A crying baby is among the ten most irritating sounds in the world.
That's not just my opinion, it’s science!
In 2012, a team of researchers strapped volunteers into an MRI machine and studied their amygdala response as they listened to 74 different sounds, ranging from water flowing to nails on a chalkboard.
Crying babies came ninth, nestled between squealing brakes and electric drills.
We're hardwired to take action when a baby cries. Partly because we love them enough to tolerate their tantrums, but mainly because the sound is so goddamned annoying, we’ll do anything to make it stop. Yet eventually, as irritating as it is, we get numb to it.
Because the little fuc…ahem, the little angels do it all the time.
They don't consider setting or context or proportionality.
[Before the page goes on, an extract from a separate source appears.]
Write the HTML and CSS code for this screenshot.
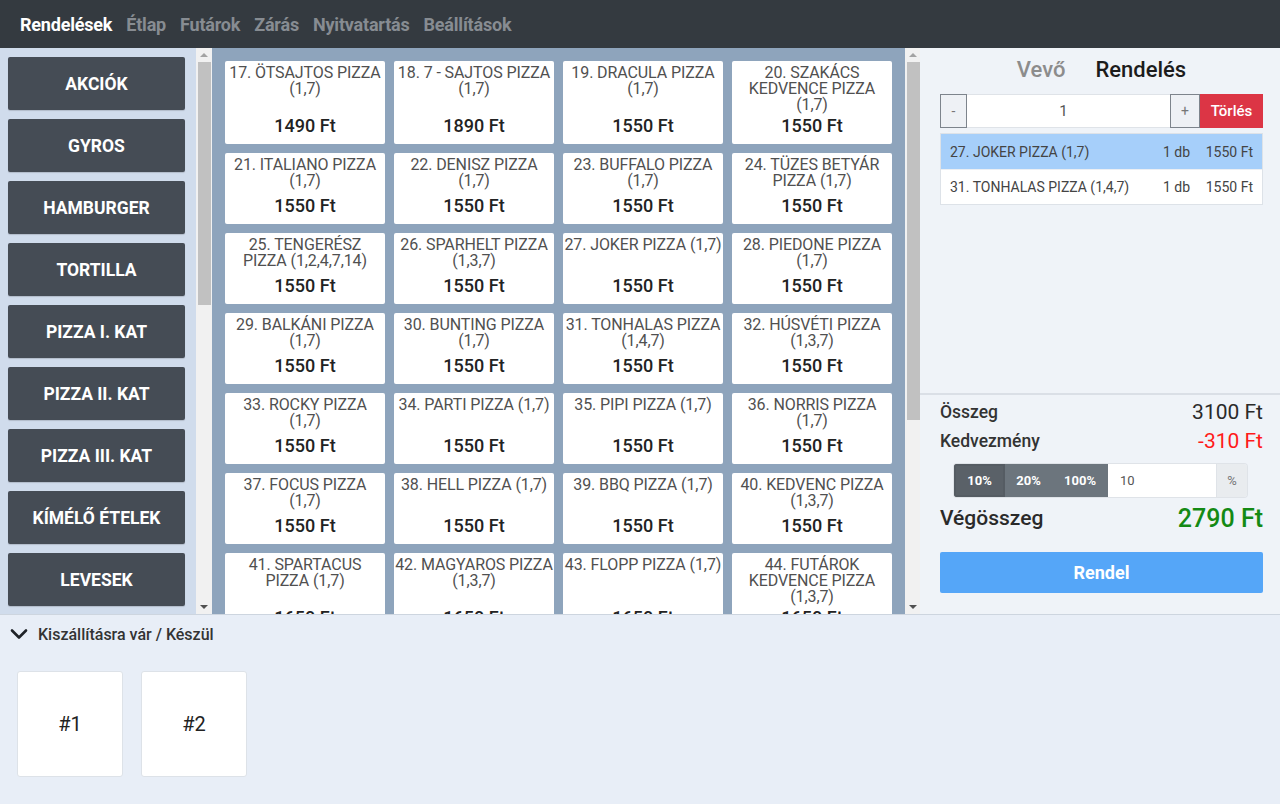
FILE: index.html
```html
<!DOCTYPE html>
<html lang="hu">
<head>
<meta charset="utf-8">
<title>Rendelések</title>
<link rel="stylesheet" href="styles.css">
</head>
<body>
<header class="topbar">
  <a class="nav-item active">Rendelések</a>
  <a class="nav-item">Étlap</a>
  <a class="nav-item">Futárok</a>
  <a class="nav-item">Zárás</a>
  <a class="nav-item">Nyitvatartás</a>
  <a class="nav-item">Beállítások</a>
</header>

<main class="main">
  <div class="cats">
    <nav class="cat-list">
      <button class="cat">AKCIÓK</button>
      <button class="cat">GYROS</button>
      <button class="cat">HAMBURGER</button>
      <button class="cat">TORTILLA</button>
      <button class="cat">PIZZA I. KAT</button>
      <button class="cat">PIZZA II. KAT</button>
      <button class="cat">PIZZA III. KAT</button>
      <button class="cat">KÍMÉLŐ ÉTELEK</button>
      <button class="cat">LEVESEK</button>
    </nav>
    <div class="scrollbar sb-cats">
      <div class="sb-btn"><span class="tri-up"></span></div>
      <div class="sb-track"><div class="sb-thumb" style="height: 243px"></div></div>
      <div class="sb-btn"><span class="tri-down"></span></div>
    </div>
  </div>

  <div class="menu-wrap">
    <section class="menu">
      <div class="grid">
        <div class="item"><div class="name">17. ÖTSAJTOS PIZZA (1,7)</div><div class="price">1490 Ft</div></div>
        <div class="item"><div class="name">18. 7 - SAJTOS PIZZA (1,7)</div><div class="price">1890 Ft</div></div>
        <div class="item"><div class="name">19. DRACULA PIZZA (1,7)</div><div class="price">1550 Ft</div></div>
        <div class="item"><div class="name">20. SZAKÁCS KEDVENCE PIZZA (1,7)</div><div class="price">1550 Ft</div></div>
        <div class="item"><div class="name">21. ITALIANO PIZZA (1,7)</div><div class="price">1550 Ft</div></div>
        <div class="item"><div class="name">22. DENISZ PIZZA (1,7)</div><div class="price">1550 Ft</div></div>
        <div class="item"><div class="name">23. BUFFALO PIZZA (1,7)</div><div class="price">1550 Ft</div></div>
        <div class="item"><div class="name">24. TÜZES BETYÁR PIZZA (1,7)</div><div class="price">1550 Ft</div></div>
        <div class="item"><div class="name">25. TENGERÉSZ PIZZA (1,2,4,7,14)</div><div class="price">1550 Ft</div></div>
        <div class="item"><div class="name">26. SPARHELT PIZZA (1,3,7)</div><div class="price">1550 Ft</div></div>
        <div class="item"><div class="name">27. JOKER PIZZA (1,7)</div><div class="price">1550 Ft</div></div>
        <div class="item"><div class="name">28. PIEDONE PIZZA (1,7)</div><div class="price">1550 Ft</div></div>
        <div class="item"><div class="name">29. BALKÁNI PIZZA (1,7)</div><div class="price">1550 Ft</div></div>
        <div class="item"><div class="name">30. BUNTING PIZZA (1,7)</div><div class="price">1550 Ft</div></div>
        <div class="item"><div class="name">31. TONHALAS PIZZA (1,4,7)</div><div class="price">1550 Ft</div></div>
        <div class="item"><div class="name">32. HÚSVÉTI PIZZA (1,3,7)</div><div class="price">1550 Ft</div></div>
        <div class="item"><div class="name">33. ROCKY PIZZA<br>(1,7)</div><div class="price">1550 Ft</div></div>
        <div class="item"><div class="name">34. PARTI PIZZA (1,7)</div><div class="price">1550 Ft</div></div>
        <div class="item"><div class="name">35. PIPI PIZZA (1,7)</div><div class="price">1550 Ft</div></div>
        <div class="item"><div class="name">36. NORRIS PIZZA (1,7)</div><div class="price">1550 Ft</div></div>
        <div class="item"><div class="name">37. FOCUS PIZZA<br>(1,7)</div><div class="price">1550 Ft</div></div>
        <div class="item"><div class="name">38. HELL PIZZA (1,7)</div><div class="price">1550 Ft</div></div>
        <div class="item"><div class="name">39. BBQ PIZZA (1,7)</div><div class="price">1550 Ft</div></div>
        <div class="item"><div class="name">40. KEDVENC PIZZA (1,3,7)</div><div class="price">1550 Ft</div></div>
        <div class="item"><div class="name">41. SPARTACUS PIZZA (1,7)</div><div class="price">1650 Ft</div></div>
        <div class="item"><div class="name">42. MAGYAROS PIZZA (1,3,7)</div><div class="price">1650 Ft</div></div>
        <div class="item"><div class="name">43. FLOPP PIZZA (1,7)</div><div class="price">1650 Ft</div></div>
        <div class="item"><div class="name">44. FUTÁROK KEDVENCE PIZZA (1,3,7)</div><div class="price">1650 Ft</div></div>
      </div>
    </section>
    <div class="scrollbar sb-menu">
      <div class="sb-btn"><span class="tri-up"></span></div>
      <div class="sb-track"><div class="sb-thumb" style="height: 358px"></div></div>
      <div class="sb-btn"><span class="tri-down"></span></div>
    </div>
  </div>

  <aside class="order">
    <div class="order-top">
      <div class="tabs">
        <span class="tab">Vevő</span>
        <span class="tab active">Rendelés</span>
      </div>
      <div class="qty">
        <button class="qty-btn minus">-</button>
        <div class="qty-input">1</div>
        <button class="qty-btn plus">+</button>
        <button class="del-btn">Törlés</button>
      </div>
      <div class="lines">
        <div class="line selected"><span class="line-name">27. JOKER PIZZA (1,7)</span><span class="line-qty">1 db</span><span class="line-price">1550 Ft</span></div>
        <div class="line"><span class="line-name">31. TONHALAS PIZZA (1,4,7)</span><span class="line-qty">1 db</span><span class="line-price">1550 Ft</span></div>
      </div>
    </div>
    <div class="order-bottom">
      <div class="sum-row"><span class="sum-label">Összeg</span><span class="sum-value">3100 Ft</span></div>
      <div class="sum-row"><span class="sum-label">Kedvezmény</span><span class="sum-value discount">-310 Ft</span></div>
      <div class="disc">
        <button class="disc-btn active">10%</button>
        <button class="disc-btn">20%</button>
        <button class="disc-btn wide">100%</button>
        <div class="disc-input">10</div>
        <div class="disc-addon">%</div>
      </div>
      <div class="total-row"><span class="total-label">Végösszeg</span><span class="total-value">2790 Ft</span></div>
      <button class="submit">Rendel</button>
    </div>
  </aside>
</main>

<section class="queue">
  <div class="queue-head">
    <svg class="chev" width="18" height="12" viewBox="0 0 18 12"><polyline points="2,2.5 9,9.5 16,2.5" fill="none" stroke="#1f2328" stroke-width="2.6" stroke-linecap="round" stroke-linejoin="round"/></svg>
    <span>Kiszállításra vár / Készül</span>
  </div>
  <div class="queue-cards">
    <div class="qcard">#1</div>
    <div class="qcard">#2</div>
  </div>
</section>
</body>
</html>
```
FILE: styles.css
```css
* { box-sizing: border-box; }
html, body { margin: 0; padding: 0; }
body {
  font-family: Roboto, "Liberation Sans", sans-serif;
  width: 1280px;
  height: 804px;
  overflow: hidden;
  background: #e8eef7;
  color: #222;
}
button { font-family: inherit; }

.topbar {
  height: 48px;
  background: #343a40;
  display: flex;
  align-items: center;
  padding-left: 20px;
  gap: 14px;
}
.nav-item {
  font-size: 18px;
  font-weight: 700;
  color: #878c92;
  letter-spacing: -0.2px;
}
.nav-item.active { color: #fff; }

.main {
  display: flex;
  height: 567px;
  border-bottom: 1px solid #cdd5df;
}

/* fake classic scrollbars */
.scrollbar {
  flex: none;
  display: flex;
  flex-direction: column;
  background: #f1f1f1;
}
.sb-cats { width: 16px; }
.sb-menu { width: 15px; }
.sb-btn {
  height: 14px;
  display: flex;
  align-items: center;
  justify-content: center;
}
.tri-up, .tri-down {
  width: 0;
  height: 0;
  border-left: 4px solid transparent;
  border-right: 4px solid transparent;
}
.tri-up { border-bottom: 4px solid #a3a3a3; }
.tri-down { border-top: 4px solid #505050; }
.sb-track { flex: 1; padding: 0 1px 0 2px; }
.sb-menu .sb-track { padding: 0 0 0 2px; }
.sb-thumb { background: #c1c1c1; }

.cats {
  width: 212px;
  flex: none;
  display: flex;
  background: #d0dcec;
}
.cat-list {
  flex: 1;
  overflow: hidden;
  padding: 9px 11px 0 8px;
  display: flex;
  flex-direction: column;
  gap: 9px;
}
.cat {
  flex: none;
  height: 53px;
  width: 177px;
  border: none;
  border-radius: 2px;
  background: #454c55;
  color: #fff;
  font-size: 17.5px;
  font-weight: 700;
  box-shadow: 0 1px 1px rgba(0,0,0,0.15);
}

.menu-wrap {
  width: 708px;
  flex: none;
  display: flex;
}
.menu {
  flex: 1;
  background: #8ea4bc;
  overflow: hidden;
  padding: 13px;
}
.grid {
  display: grid;
  grid-template-columns: repeat(4, 160px);
  gap: 9px;
}
.item {
  background: #fff;
  border-radius: 2px;
  min-height: 71px;
  padding: 4px 0 7px;
  display: flex;
  flex-direction: column;
  justify-content: space-between;
  text-align: center;
}
.name {
  font-size: 16px;
  line-height: 16px;
  letter-spacing: -0.1px;
  color: #505050;
}
.price {
  margin-top: 2px;
  font-size: 18px;
  line-height: 22px;
  font-weight: 500;
  color: #222;
}

.order {
  flex: 1;
  background: #eff3f8;
  display: flex;
  flex-direction: column;
}
.order-top {
  flex: 1;
  padding: 0 17px 0 20px;
}
.tabs {
  display: flex;
  justify-content: center;
  gap: 30px;
  padding-top: 8px;
  height: 46px;
  font-size: 22px;
  font-weight: 500;
  line-height: 28px;
}
.tab { color: #8c8c8c; }
.tab.active { color: #1c1c1c; }

.qty {
  display: flex;
  height: 34px;
}
.qty-btn {
  border: 1px solid #7d848c;
  background: #eef1f5;
  color: #777;
  font-size: 14px;
  padding: 0;
}
.qty-btn.minus { width: 27px; }
.qty-btn.plus { width: 30px; }
.qty-input {
  flex: 1;
  background: #fff;
  border-top: 1px solid #dfe3e8;
  border-bottom: 1px solid #dfe3e8;
  text-align: center;
  line-height: 32px;
  font-size: 15px;
  color: #555;
  padding-right: 10px;
}
.del-btn {
  width: 63px;
  border: none;
  background: #dc3545;
  color: #fff;
  font-size: 15px;
  font-weight: 500;
  padding: 0;
}

.lines {
  margin-top: 5px;
  border: 1px solid #dde2e8;
  background: #fff;
}
.line {
  display: flex;
  align-items: center;
  height: 35px;
  padding: 0 9px;
  font-size: 14px;
  color: #444;
}
.line + .line { border-top: 1px solid #eceff3; }
.line.selected { background: #a6cffa; }
.line-name { flex: 1; }
.line-qty { width: 30px; margin-right: 15px; text-align: right; }
.line-price { width: 48px; text-align: right; }

.order-bottom {
  border-top: 2px solid #dadfe6;
  padding: 2px 17px 21px 20px;
}
.sum-row {
  display: flex;
  justify-content: space-between;
  align-items: center;
  height: 29px;
}
.sum-label { font-size: 17.5px; color: #333; font-weight: 500; }
.sum-value { font-size: 21px; color: #2a2a2a; }
.sum-value.discount { color: #ff1a1a; }

.disc {
  display: flex;
  height: 33px;
  margin: 9px 16px 0 14px;
  border-radius: 3px;
  overflow: hidden;
  box-shadow: 0 0 0 1px #dfe3e8;
}
.disc-btn {
  border: none;
  background: #6c757d;
  color: #fff;
  font-size: 13px;
  font-weight: 700;
  padding: 0;
  width: 47px;
}
.disc-btn.active { width: 51px; background: #5a6168; box-shadow: inset 0 0 0 2px #555c63; }
.disc-btn.wide { width: 56px; }
.disc-input {
  width: 108px;
  background: #fff;
  font-size: 13px;
  color: #555;
  line-height: 33px;
  padding-left: 12px;
}
.disc-addon {
  flex: 1;
  background: #e9ecef;
  border-left: 1px solid #dfe3e8;
  color: #777;
  font-size: 13px;
  text-align: center;
  line-height: 33px;
}

.total-row {
  display: flex;
  justify-content: space-between;
  align-items: center;
  height: 30px;
  margin-top: 6px;
}
.total-label { font-size: 21px; font-weight: 500; color: #2a2a2a; }
.total-value { font-size: 25px; font-weight: 500; color: #148a14; }

.submit {
  display: block;
  width: 100%;
  height: 41px;
  margin-top: 19px;
  border: none;
  border-radius: 2px;
  background: #55a6f8;
  color: #fff;
  font-size: 18px;
  font-weight: 700;
}

.queue {
  height: 189px;
  background: #e8eef7;
}
.queue-head {
  display: flex;
  align-items: center;
  gap: 10px;
  height: 38px;
  padding-left: 10px;
  font-size: 16px;
  font-weight: 500;
  color: #333;
}
.queue-cards {
  display: flex;
  gap: 18px;
  padding: 18px 0 0 17px;
}
.qcard {
  width: 106px;
  height: 106px;
  background: #fff;
  border: 1px solid #dde2e8;
  border-radius: 3px;
  display: flex;
  align-items: center;
  justify-content: center;
  font-size: 20px;
  color: #222;
}
```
They don't save their outbursts for genuine emergencies. They don't ask themselves if you've had a bad day or if you have a migraine or whether there might be anything at all more pressing than the immediate satisfaction of their whims.
Sticks and stones, the boy who cried wolf, think before you speak, we've built an entire folklore around teaching kids to express their emotions in healthy, constructive ways.
It's time we do the same for adults.
Of course, as adults, we’ve (mostly) evolved beyond crying when we don’t get our way. Instead, at least in social justice circles, we call each other names.
Racist, transphobe, fascist, white supremacist, there was a time when these words carried weight. When they described people and behaviours almost everybody agreed was wrong. Where an accusation of any of these would have been taken seriously.
Now, after so much exposure to these “top-shelf words,” most people just laugh.
On Twitter, Seerut Chawla explained the result of this semantic laziness with beautiful simplicity:
If everything is trauma nothing is trauma. If everything is harm nothing is harm. If everything is racism nothing is racism. If everything is violence nothing is violence.
But this isn’t just about the dilution of insults. It’s about the deliberate rejection of the entire notion of degrees.